Sotomayor and Chaotic Moon – stay curious, take risks and get better

Two fascinating encounters this week.  Supreme Court Justice Sonia Sotomayor was in town to promote her book.  By the time I got there, the crowd spilled out of the second-floor room where she was to appear, down the stairs and into the aisles of books.  All ages – moms with kids, octogenarians (holding hands), students scribbling notes.  We all pressed together – holding our breaths so we could hear.  And yes, she was wonderful.

Sonia Sotomayor visits Austin.  Photo by Pearce Murphy, The Daily Texan.

Sonia Sotomayor visits Austin. Photo by Pearce Murphy, The Daily Texan.

It was inspiring — the crowd, the diversity, the speaker, the very American-ness of it all.  Coming on the heels of the inauguration and Martin Luther King Day, even the cynics among us had to take a breath.

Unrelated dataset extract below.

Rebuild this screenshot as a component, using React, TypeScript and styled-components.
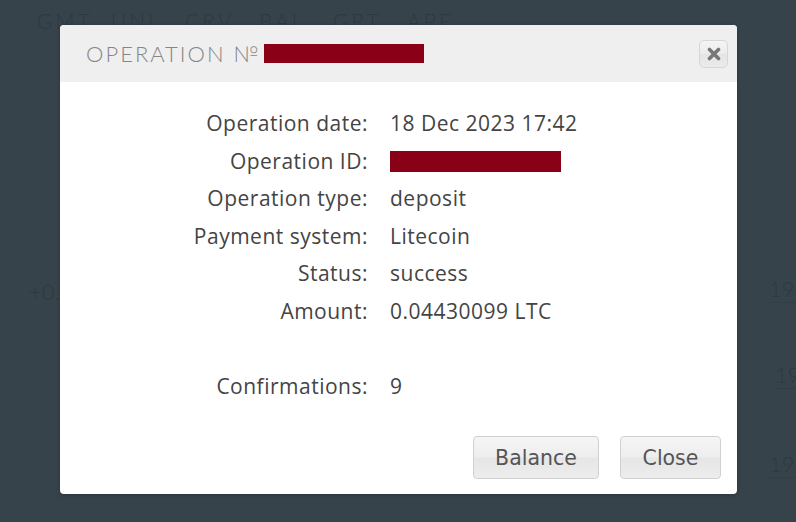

Sotomayor closed with a grace note of thanks to her audience, but also a warning:  Beware of false pride, she said. It stops the learning experience. I never thought I would be on the best seller list, she continued.  But here I am.

A second wake up call — a rambunctious presentation by the irrepressible Whurley of Chaotic Moon  — advocated the gospel of creative risk taking:  instigate, collaborate and innovate. It was a fun, uppity, polished pitch that challenged us to “just do it” and a testimony to cross-generation collaboration.  You need both the gas pedal and the brakes.

Chaotic Moon is pushing the boundaries of the creative “why not,” energizing the innovation efforts of companies like Toyota and Samsung.  Sitting in the audience, I was in awe: What a shot-in-the arm their thinking must be to the research and marketing teams of those huge public multi-nationals.

Side note:  Whurley differentiated innovation (it’s easy or we don’t do it) and invention (it’s hard), which reminded me of the brilliant Clayton Christensen column from last fall, “A Capitalist’s Dilemma” that made a similar point in relation to job creation.

The connection?  Curiosity and action. Sotomayor did not get to the Supreme Court just by acing her tests (though I’m sure that was part of it).  She reinvented herself over and over again.  She made consistent efforts to create a smarter, more broadly experienced and emotionally mature human being.  She took dancing lessons at 50+ (I tell you, there’s something about those dancing lessons).

Two vivid reminders to continue to try, experiment, expand — radically — and get better.